1- Those who assume they are all historical claims, see them as foolish,
   and reject the Torah;
2- Those who assume they are all historical, and therefore reduce the
   Torah and believe such foolishness;

and then in the Vilna Shas 123 amudah 4 (ie 123b 2nd column) "vehakat":
    And the third kat, and they -- as H' "Lives" -- are very few,
    until it isn't proper to call them a "kat" except in the way it's
    said that the sun is a species and it is unique, and they are those
    people for whom the greatness of the Chachamim z"l is clear. And
    they are the best of all of them, WHICH WE FIND IN *ALL THEIR WORDS*
    TEACH ABOUT TOPICS OF GREAT TRUTH.

    They know that they [Chazal] a"h don't speak foolishness (?), and it
    is known as true to them [those in the 3rd kat] that their [Chazal's]
    words have to them a nigleh and a nistar. And they, IN ALL THAT THEY
    SAY OF DIVARIM HANIMNA'IM THEY SPOKE OF THEM IN A WAY OF RIDDLE AND
    PARABLE For this is the way of the great sages. Therefore the greatest
    of sages started his book and said to understand mashal umelitzah,
    derech chachamim vechidusam...

Returning to RRW:
: The point is that Agaddah is out to tech truths but not LIERAL truths

The bits I capitalized last March were to try to convince RZLampel of
my thesis that Chazal quoted stories set in the past with absolutely no
interest in which are historical. And therefore, even caring enough to
raise the question about any particular story is a different attitude
toward these narratives than Chazal had.

: I think the Netziv explained it thusly.  In a 1,000 years the statement:
: "The 2-headed eagle has spread his wings over thousands of miles.." will
: face the same mis-understanding.

That's from R' Dov Katz, Tenu'as haMussar vol 1 (tr.
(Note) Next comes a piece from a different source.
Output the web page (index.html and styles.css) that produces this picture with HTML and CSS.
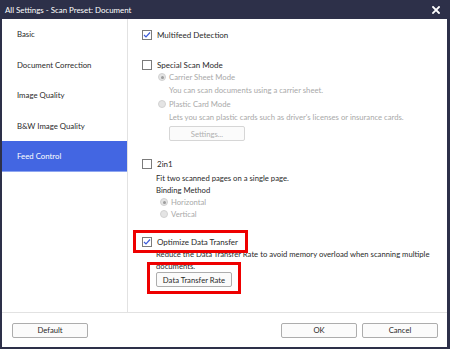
FILE: index.html
```html
<!DOCTYPE html>
<html lang="en">
<head>
    <meta charset="UTF-8">
    <title>All Settings - Scan Preset: Document</title>
    <link rel="stylesheet" href="styles.css">
</head>
<body>
<div class="window">
    <header class="titlebar">
        <span class="title">All Settings - Scan Preset: Document</span>
        <svg class="close" width="8" height="8" viewBox="0 0 8 8">
            <path d="M1 1 L7 7 M7 1 L1 7" stroke="#fff" stroke-width="1.8" stroke-linecap="square"/>
        </svg>
    </header>

    <div class="main">
        <nav class="sidebar">
            <div class="nav-item">Basic</div>
            <div class="nav-item">Document Correction</div>
            <div class="nav-item">Image Quality</div>
            <div class="nav-item">B&amp;W Image Quality</div>
            <div class="nav-item active">Feed Control</div>
        </nav>

        <section class="content">
            <div class="row label">
                <span class="checkbox checked">
                    <svg width="8" height="8" viewBox="0 0 8 8"><path d="M1 4 L3 6 L7 1.5" fill="none" stroke="#3b5bd9" stroke-width="1.2"/></svg>
                </span>
                <span>Multifeed Detection</span>
            </div>

            <div class="row label special">
                <span class="checkbox"></span>
                <span>Special Scan Mode</span>
            </div>
            <div class="sub disabled">
                <div class="row radio-row">
                    <span class="radio selected"></span>
                    <span>Carrier Sheet Mode</span>
                </div>
                <div class="desc desc-carrier">You can scan documents using a carrier sheet.</div>
                <div class="row radio-row plastic">
                    <span class="radio"></span>
                    <span>Plastic Card Mode</span>
                </div>
                <div class="desc desc-plastic">Lets you scan plastic cards such as driver's licenses or insurance cards.</div>
                <button class="btn btn-settings" disabled>Settings...</button>
            </div>

            <div class="row label twoin1">
                <span class="checkbox"></span>
                <span>2in1</span>
            </div>
            <div class="indent">
                <div class="desc fit">Fit two scanned pages on a single page.</div>
                <div class="desc">Binding Method</div>
                <div class="disabled">
                    <div class="row radio-row small-indent">
                        <span class="radio selected"></span>
                        <span>Horizontal</span>
                    </div>
                    <div class="row radio-row small-indent">
                        <span class="radio"></span>
                        <span>Vertical</span>
                    </div>
                </div>
            </div>

            <div class="row label optimize">
                <span class="checkbox checked">
                    <svg width="8" height="8" viewBox="0 0 8 8"><path d="M1 4 L3 6 L7 1.5" fill="none" stroke="#3b5bd9" stroke-width="1.2"/></svg>
                </span>
                <span>Optimize Data Transfer</span>
                <span class="mark mark-optimize"></span>
            </div>
            <div class="indent">
                <div class="desc wrap">Reduce the Data Transfer Rate to avoid memory overload when scanning multiple documents.</div>
                <div class="btn-wrap">
                    <button class="btn">Data Transfer Rate</button>
                    <span class="mark mark-rate"></span>
                </div>
            </div>
        </section>
    </div>

    <footer class="footer">
        <button class="btn">Default</button>
        <div class="footer-right">
            <button class="btn">OK</button>
            <button class="btn">Cancel</button>
        </div>
    </footer>
</div>
</body>
</html>
```

FILE: styles.css
```css
body {
    margin: 0;
    font-family: Lato, "Noto Sans", sans-serif;
    font-size: 7.7px;
    color: #2a2a2a;
    background-color: #ffffff;
}

.window {
    width: 450px;
    height: 349px;
    box-sizing: border-box;
    border: solid #2d3049;
    border-width: 0 3px 2px 2px;
    display: flex;
    flex-direction: column;
    background-color: #ffffff;
}

.titlebar {
    height: 19px;
    flex-shrink: 0;
    margin: 0 -3px 0 -2px;
    background-color: #2d3049;
    color: #ffffff;
    display: flex;
    align-items: center;
    justify-content: space-between;
    padding: 0 10px 0 5px;
}

.title {
    font-size: 7.9px;
}

.main {
    height: 293px;
    display: flex;
}

.sidebar {
    width: 125px;
    border-right: 1px solid #e2e2e2;
    flex-shrink: 0;
}

.nav-item {
    height: 30.5px;
    line-height: 30.5px;
    padding-left: 15px;
    font-size: 7.8px;
}

.nav-item.active {
    background-color: #4366e2;
    color: #ffffff;
    box-shadow: inset 0 -1px 0 #8ea6f0;
}

.content {
    flex: 1;
    padding: 10px 0 0 14px;
}

.row {
    display: flex;
    align-items: center;
    gap: 5px;
    height: 12px;
    position: relative;
}

.label {
    font-size: 8px;
}

.checkbox {
    width: 10px;
    height: 10px;
    box-sizing: border-box;
    border: 1px solid #7b7b7b;
    background-color: #ffffff;
    display: flex;
    align-items: center;
    justify-content: center;
}

.special {
    margin-top: 18px;
}

.sub {
    padding-left: 16px;
}

.disabled {
    color: #a9a9a9;
}

.radio-row {
    gap: 3px;
}

.radio {
    width: 8px;
    height: 8px;
    box-sizing: border-box;
    border-radius: 50%;
    border: 1px solid #d2d2d2;
    background-color: #e4e4e4;
    position: relative;
}

.radio.selected::after {
    content: "";
    position: absolute;
    left: 1.5px;
    top: 1.5px;
    width: 3px;
    height: 3px;
    border-radius: 50%;
    background-color: #9d9d9d;
}

.desc {
    height: 12px;
    line-height: 12px;
}

.desc-carrier,
.desc-plastic {
    margin-top: 1px;
    padding-left: 11px;
}

.plastic {
    margin-top: 2px;
}

.btn {
    font-family: Lato, "Noto Sans", sans-serif;
    font-size: 7.7px;
    width: 76px;
    height: 15px;
    padding: 0;
    color: #2a2a2a;
    background-color: #fbfbfb;
    border: 1px solid #adadad;
    border-radius: 2px;
}

.btn-settings {
    margin: 3px 0 0 11px;
    color: #b0b0b0;
    border-color: #d6d6d6;
}

.twoin1 {
    margin-top: 17px;
}

.indent {
    padding-left: 14px;
}

.fit {
    margin-top: 2px;
}

.small-indent {
    padding-left: 4px;
}

.optimize {
    margin-top: 16px;
}

.wrap {
    height: auto;
    width: 285px;
}

.btn-wrap {
    position: relative;
    width: 76px;
}

.mark {
    position: absolute;
    border: 3px solid #ee0000;
    box-sizing: border-box;
}

.mark-optimize {
    left: -9px;
    top: -6px;
    width: 115px;
    height: 23px;
}

.mark-rate {
    left: -9px;
    top: -10px;
    width: 94px;
    height: 32px;
}

.footer {
    height: 35px;
    box-sizing: border-box;
    border-top: 1px solid #e2e2e2;
    display: flex;
    align-items: center;
    justify-content: space-between;
    padding: 0 9px 0 10px;
}

.footer-right {
    display: flex;
    gap: 5px;
}
```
R' Leaonard Oschry),
attributed to RYS:
> See S. Mark, op. cit., pp. 88­90. The author also relates that Prof.
> Hermann Helmholtz, the famous philosopher and scientist, evinced an
> interest in meeting R. Israel, and an animated conversation took place
> between the two of them. Helmholtz seized the opportunity to express
> his surprise that the Talmud, which is built on such solid and logical
> foundations should have given space to such legends which sound like
> fanatical and outlandish fantasies, such as the stories of Rabbah bar
> bar Chana, which tell of a bird standing in the sea, with the water
> reaching up to its feet, and its head to heaven (Baba Batra 73b). R.
> Israel answered by using an analogy: They were living in 1871, after
> Germany had won its great victory over France. The King of Prussia had
> been crowned Kaiser of all Germany. His emblem was an eagle.
> Previously it had been one-headed; now it had become two-headed.
> Hundreds of poets and authors had celebrated the event in diverse
> forms. He himself had read a poem in which the author had given a
> description of the glory of modern Germany in these terms: The great
> German eagle had one head reaching out to Memel and the other to Metz;
> its one wing tip touched Kiel and the other Badensee. They knew the
> reference. The poet had described how far German territory now
> extended in all four directions. Now, the professor could imagine to
> himself that 600 years hence ­ when no one would remember how Germany
> had been fragmentized in principalities and the metaphoric description
> of the rise of the monarchy someone would find a story of a two-headed
> eagle with wings extending some 300 miles in some library. Would he
> not express the same opinion as the professor had on the stories of
> Rabbah bar bar Chana? Obviously, just as they understood the import of
> the two-headed eagle, so did the people of those times understand the
> implications of those stories, which were certainly richer in content
> than the mere description of an eagle. It was because the present was
> so far removed from that epoch that the description seemed so absurd
> to them. Similar approaches had to be adopted towards the other
> Aggadot of the Talmud as well. The reply is characteristic for R.
> Israel, and shows his rationalistic bent.

Speaking of RYS's rationalistic bent... The whole centerpiece of Mussar
is the notion that perfection of the soul is defined in concrete terms
of personality.

...
: Did the Rambam and R. Avraham get this from an even earlier source? I do not
: know.  Perhaps R. Sa'adyah or others have said the same.

RDE listed a long line of such rishonim and acharonim. Check the archives.
I think an insistence on literalism has been firmly proven here (in
annual iterations) to be a new invention.

Tir'u baTov!
-Micha

-- 
Micha Berger                 Life is complex.
micha at aishdas.org                Decisions are complex.